Exercise — Return the listing below exactly, with the pictures dropped.

Source excerpt —
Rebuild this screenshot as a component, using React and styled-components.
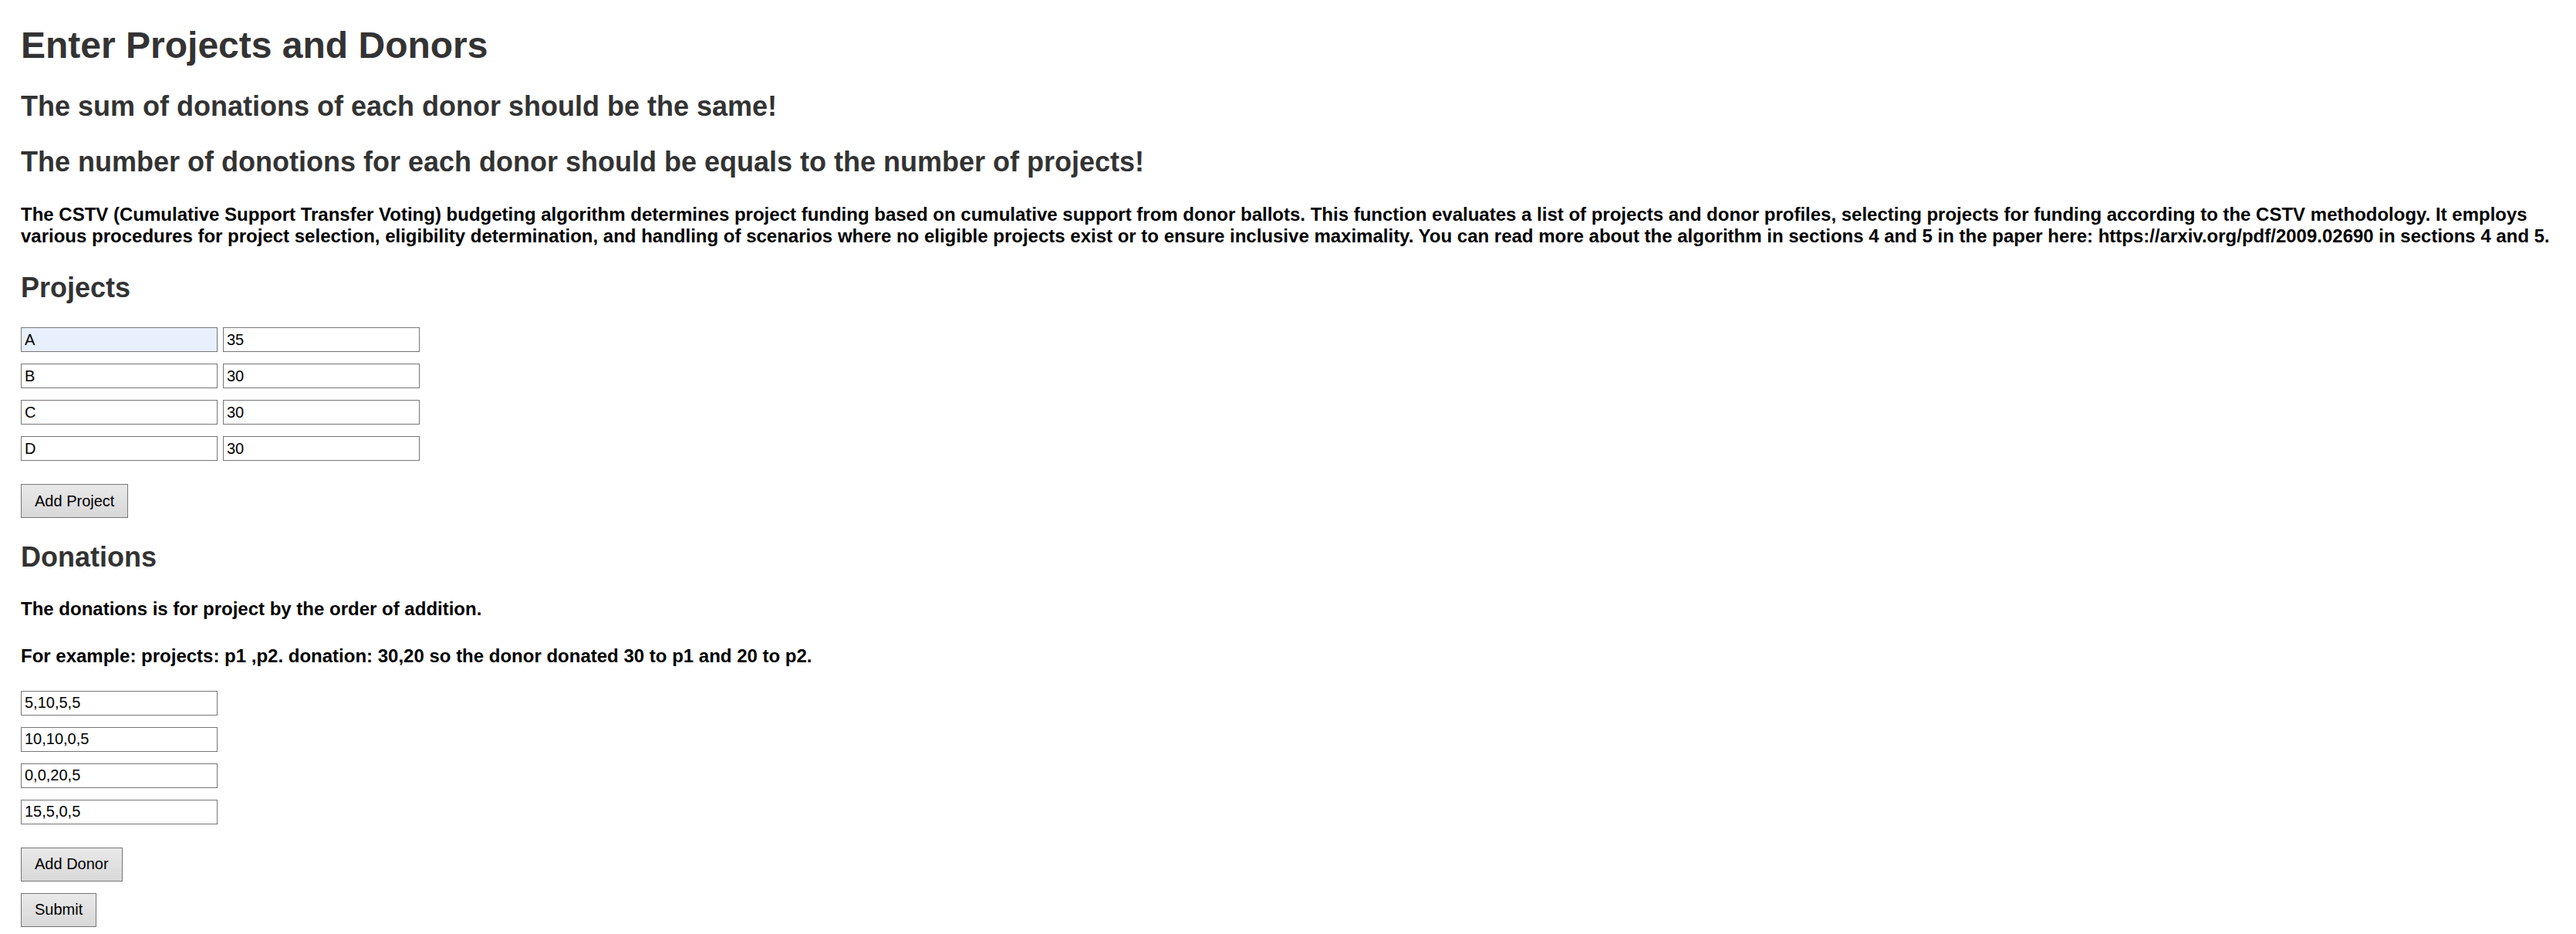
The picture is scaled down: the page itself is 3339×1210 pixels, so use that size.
import React, { useState } from 'react'
import styled, { createGlobalStyle } from 'styled-components'

const GlobalStyle = createGlobalStyle`
  html, body {
    margin: 0;
    padding: 0;
    background: #fff;
  }
  body {
    font-family: 'Liberation Sans', Arial, sans-serif;
  }
`

const Page = styled.div`
  padding: 31px 27px 0;
  font-family: 'Liberation Sans', Arial, sans-serif;
  line-height: 1.15;
  color: #000;
`

const Title = styled.h1`
  margin: 0;
  font-size: 48px;
  font-weight: bold;
  color: #333;
`

const Heading = styled.h2`
  margin: ${props => props.gap || '30.5px'} 0 0;
  font-size: 36px;
  font-weight: bold;
  color: #333;
`

const Note = styled.h4`
  margin: ${props => props.gap || '33px'} 0 0;
  font-size: 24px;
  font-weight: bold;
  color: #000;
`

const FieldList = styled.div`
  margin-top: ${props => props.gap || '30.5px'};
  display: flex;
  flex-direction: column;
  gap: 15px;
`

const FieldRow = styled.div`
  display: flex;
  gap: 7px;
`

const TextField = styled.input`
  box-sizing: border-box;
  width: 255px;
  height: 32px;
  margin: 0;
  padding: 1px 4px;
  border: 1px solid #767676;
  border-radius: 0;
  font-family: 'Liberation Sans', Arial, sans-serif;
  font-size: 20px;
  color: #000;
  background: ${props => (props.filled ? '#e8f0fe' : '#fff')};
  outline: none;
`

const Button = styled.button`
  display: block;
  box-sizing: border-box;
  height: 44px;
  margin: ${props => (props.close ? '15px' : '30px')} 0 0;
  padding: 0 17px;
  border: 1px solid #767676;
  border-radius: 0;
  background: linear-gradient(#e9e9e9, #d8d8d8);
  font-family: 'Liberation Sans', Arial, sans-serif;
  font-size: 20px;
  line-height: 1.15;
  color: #000;
  cursor: pointer;
`

const App = () => {
  const [projects, setProjects] = useState([
    { name: 'A', cost: '35' },
    { name: 'B', cost: '30' },
    { name: 'C', cost: '30' },
    { name: 'D', cost: '30' },
  ])
  const [donors, setDonors] = useState(['5,10,5,5', '10,10,0,5', '0,0,20,5', '15,5,0,5'])

  const updateProject = (i, key, value) =>
    setProjects(projects.map((p, j) => (j === i ? { ...p, [key]: value } : p)))

  return (
    <Page>
      <GlobalStyle />
      <Title>Enter Projects and Donors</Title>
      <Heading>The sum of donations of each donor should be the same!</Heading>
      <Heading>The number of donotions for each donor should be equals to the number of projects!</Heading>
      <Note gap="34.5px">
        The CSTV (Cumulative Support Transfer Voting) budgeting algorithm determines project funding based on
        cumulative support from donor ballots. This function evaluates a list of projects and donor profiles,
        selecting projects for funding according to the CSTV methodology. It employs various procedures for project
        selection, eligibility determination, and handling of scenarios where no eligible projects exist or to ensure
        inclusive maximality. You can read more about the algorithm in sections 4 and 5 in the paper here:
        https://arxiv.org/pdf/2009.02690 in sections 4 and 5.
      </Note>

      <Heading gap="32.5px">Projects</Heading>
      <FieldList>
        {projects.map((p, i) => (
          <FieldRow key={i}>
            <TextField
              filled={i === 0}
              value={p.name}
              onChange={e => updateProject(i, 'name', e.target.value)}
            />
            <TextField value={p.cost} onChange={e => updateProject(i, 'cost', e.target.value)} />
          </FieldRow>
        ))}
      </FieldList>
      <Button onClick={() => setProjects([...projects, { name: '', cost: '' }])}>Add Project</Button>

      <Heading gap="29.5px">Donations</Heading>
      <Note gap="33px">The donations is for project by the order of addition.</Note>
      <Note gap="33px">For example: projects: p1 ,p2. donation: 30,20 so the donor donated 30 to p1 and 20 to p2.</Note>
      <FieldList gap="31.5px">
        {donors.map((d, i) => (
          <FieldRow key={i}>
            <TextField
              value={d}
              onChange={e => setDonors(donors.map((x, j) => (j === i ? e.target.value : x)))}
            />
          </FieldRow>
        ))}
      </FieldList>
      <Button onClick={() => setDonors([...donors, ''])}>Add Donor</Button>
      <Button close>Submit</Button>
    </Page>
  )
}

export default App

Response to this exercise —
Rebuild this screenshot as a component, using React and styled-components.
The picture is scaled down: the page itself is 3339×1210 pixels, so use that size.
import React, { useState } from 'react'
import styled, { createGlobalStyle } from 'styled-components'

const GlobalStyle = createGlobalStyle`
  html, body {
    margin: 0;
    padding: 0;
    background: #fff;
  }
  body {
    font-family: 'Liberation Sans', Arial, sans-serif;
  }
`

const Page = styled.div`
  padding: 31px 27px 0;
  font-family: 'Liberation Sans', Arial, sans-serif;
  line-height: 1.15;
  color: #000;
`

const Title = styled.h1`
  margin: 0;
  font-size: 48px;
  font-weight: bold;
  color: #333;
`

const Heading = styled.h2`
  margin: ${props => props.gap || '30.5px'} 0 0;
  font-size: 36px;
  font-weight: bold;
  color: #333;
`

const Note = styled.h4`
  margin: ${props => props.gap || '33px'} 0 0;
  font-size: 24px;
  font-weight: bold;
  color: #000;
`

const FieldList = styled.div`
  margin-top: ${props => props.gap || '30.5px'};
  display: flex;
  flex-direction: column;
  gap: 15px;
`

const FieldRow = styled.div`
  display: flex;
  gap: 7px;
`

const TextField = styled.input`
  box-sizing: border-box;
  width: 255px;
  height: 32px;
  margin: 0;
  padding: 1px 4px;
  border: 1px solid #767676;
  border-radius: 0;
  font-family: 'Liberation Sans', Arial, sans-serif;
  font-size: 20px;
  color: #000;
  background: ${props => (props.filled ? '#e8f0fe' : '#fff')};
  outline: none;
`

const Button = styled.button`
  display: block;
  box-sizing: border-box;
  height: 44px;
  margin: ${props => (props.close ? '15px' : '30px')} 0 0;
  padding: 0 17px;
  border: 1px solid #767676;
  border-radius: 0;
  background: linear-gradient(#e9e9e9, #d8d8d8);
  font-family: 'Liberation Sans', Arial, sans-serif;
  font-size: 20px;
  line-height: 1.15;
  color: #000;
  cursor: pointer;
`

const App = () => {
  const [projects, setProjects] = useState([
    { name: 'A', cost: '35' },
    { name: 'B', cost: '30' },
    { name: 'C', cost: '30' },
    { name: 'D', cost: '30' },
  ])
  const [donors, setDonors] = useState(['5,10,5,5', '10,10,0,5', '0,0,20,5', '15,5,0,5'])

  const updateProject = (i, key, value) =>
    setProjects(projects.map((p, j) => (j === i ? { ...p, [key]: value } : p)))

  return (
    <Page>
      <GlobalStyle />
      <Title>Enter Projects and Donors</Title>
      <Heading>The sum of donations of each donor should be the same!</Heading>
      <Heading>The number of donotions for each donor should be equals to the number of projects!</Heading>
      <Note gap="34.5px">
        The CSTV (Cumulative Support Transfer Voting) budgeting algorithm determines project funding based on
        cumulative support from donor ballots. This function evaluates a list of projects and donor profiles,
        selecting projects for funding according to the CSTV methodology. It employs various procedures for project
        selection, eligibility determination, and handling of scenarios where no eligible projects exist or to ensure
        inclusive maximality. You can read more about the algorithm in sections 4 and 5 in the paper here:
        https://arxiv.org/pdf/2009.02690 in sections 4 and 5.
      </Note>

      <Heading gap="32.5px">Projects</Heading>
      <FieldList>
        {projects.map((p, i) => (
          <FieldRow key={i}>
            <TextField
              filled={i === 0}
              value={p.name}
              onChange={e => updateProject(i, 'name', e.target.value)}
            />
            <TextField value={p.cost} onChange={e => updateProject(i, 'cost', e.target.value)} />
          </FieldRow>
        ))}
      </FieldList>
      <Button onClick={() => setProjects([...projects, { name: '', cost: '' }])}>Add Project</Button>

      <Heading gap="29.5px">Donations</Heading>
      <Note gap="33px">The donations is for project by the order of addition.</Note>
      <Note gap="33px">For example: projects: p1 ,p2. donation: 30,20 so the donor donated 30 to p1 and 20 to p2.</Note>
      <FieldList gap="31.5px">
        {donors.map((d, i) => (
          <FieldRow key={i}>
            <TextField
              value={d}
              onChange={e => setDonors(donors.map((x, j) => (j === i ? e.target.value : x)))}
            />
          </FieldRow>
        ))}
      </FieldList>
      <Button onClick={() => setDonors([...donors, ''])}>Add Donor</Button>
      <Button close>Submit</Button>
    </Page>
  )
}

export default App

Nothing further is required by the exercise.